Satire on KGB spymaster echoes `Screwtape'

My Dear Alex, Letters from the KGB, by Dinesh D'Souza and Gregory Fossedal. Washington, D.C.: Regnery Gateway. 118 pp. $14.95. Some of the most incisive criticism of liberal orthodoxy isn't coming from the conservative old guard; it is coming from the ranks of the ``Third Generation,'' conservative men and women so (self) described because they range in age from their mid-20s to early 30s. Two of the ``Third Generation's'' most successful and prolific critics are Gregory Fossedal and Dinesh D'Souza, who, with ``My Dear Alex,'' continue what they began in college at the conservative Dartmouth Review: taking liberalism's most deeply held pieties and destroying them not so much by rigorous argument, as by making you laugh at them.

``My Dear Alex'' is a collection of letters from Vladimir, an old KGB hand, to his young charge in the United States. Vladimir trains Alex, a committed Marxist-Leninist, former intern at Pravda, and graduate of the Lenin School, in the arts of deception and salesmanship from Ronald Reagan's first to second election. Above all, Alex learns that he must not describe himself as a communist. He must ``reject labels,'' because ``they don't mean much anymore.'' His job is to become a better liberal than, say, Sen. Edward Kennedy, by skillfully using all the buzzwords and bromides in the liberal lexicon.
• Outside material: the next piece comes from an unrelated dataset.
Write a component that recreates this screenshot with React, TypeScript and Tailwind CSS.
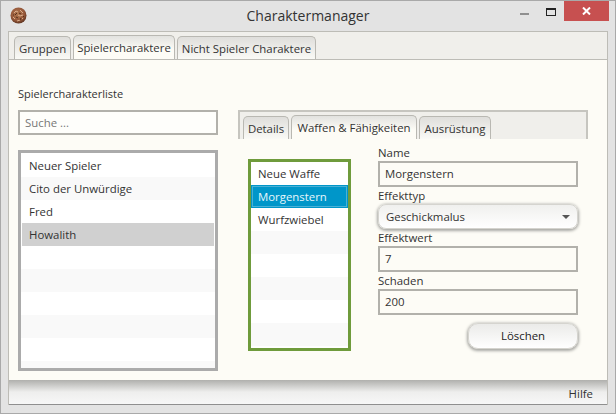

When Alex lands in the US, he wears rayon suits (and, presumably, white socks) and pounds a Khrushchevian fist at cocktail parties. ``My Dear Alex, Disturbing reports are beginning to pile up on my desk about your performance at Norman Lear's reception. ... I will admit ... the hors d'oeuvres were excessive.... Even so, you had no call to hurl your wine glass onto the floor and launch into a diatribe on `the starving infants of Africa and India.''' And he crassly quotes Pravda: ``The final victory of socialism is guaranteed by the internal contradictions within the capitalist system.''

Gradually, he improves as a propagandist by playing Vladimir's game ``Feelings,'' in which he practices using big words to make meaningless phrases, and in turn, vintage liberal cant. It isn't long before Alex is writing brilliantly in the New York Times about ``diverse, harmonious networks,'' ``profound, interpersonal dialogue'' and ``mutual, humane awareness.''

The authors go on to poke fun at stock-in-trade, ``unrealistic'' (to use one of their buzzwords) liberal beliefs. ``Alex, hard as it is for you to understand, you must insist that our Soviet leaders are frightened fellows, haunted by memories of World War II. George Kennan, the American diplomat ... describes our leaders as possessed by `a congenital sense of insecurity,' and `a neurotic fear of penetration.''' Later on, Vladimir quotes the New York Times's Craig Whitney: ``Seen from the inside, the Soviet motivation [in Afghanistan] seems more like military defensiveness, caused by historic Russian fear of encirclement by hostile forces ... Gromyko seemed almost obsessed by a threat to Soviet security from the United States and China.'' The point is well made.

Fossedal and D'Souza don't stop with observing that the Soviets influence liberals by using their lingo. Vladimir sends to Alex the ``Gorbachev rating ... my little chart [that] traces the degree to which liberal foreign and defense policy is in concert with state Soviet policy.'' The chart shows how Ronald Reagan, Tip O'Neill, and Mikhail Gorbachev line up on important issues like the Pershing missile deployment: Reagan, yes; O'Neill, no; Gorbachev, no. Cruise missile deployment: Reagan, yes; O'Neill, no; Gorbachev, no. And so it goes for the neutron bomb, aid to the contras, the Grenada intervention, SDI, aid to the anti-Soviet Angolan rebels.

The authors use C.S. Lewis's ``Screwtape Letters'' as a model, and it's worth citing one passage from that work. Screwtape begins one letter to Wormwood, ``I wonder you should ask me whether it is essential to keep the patient in ignorance of your own existence.... Our policy, for the moment, is to conceal ourselves.'' How skillfully real propagandists like Vladimir Posner (is he the Vladimir in ``My Dear Alex''?) and Georgi Arbatov have concealed themselves by ``rejecting labels,'' so the US and Soviet Union can engage in ``meaningful, open dialogue''!

R.Cort Kirkwood works for the Washington-based wire service American Press International.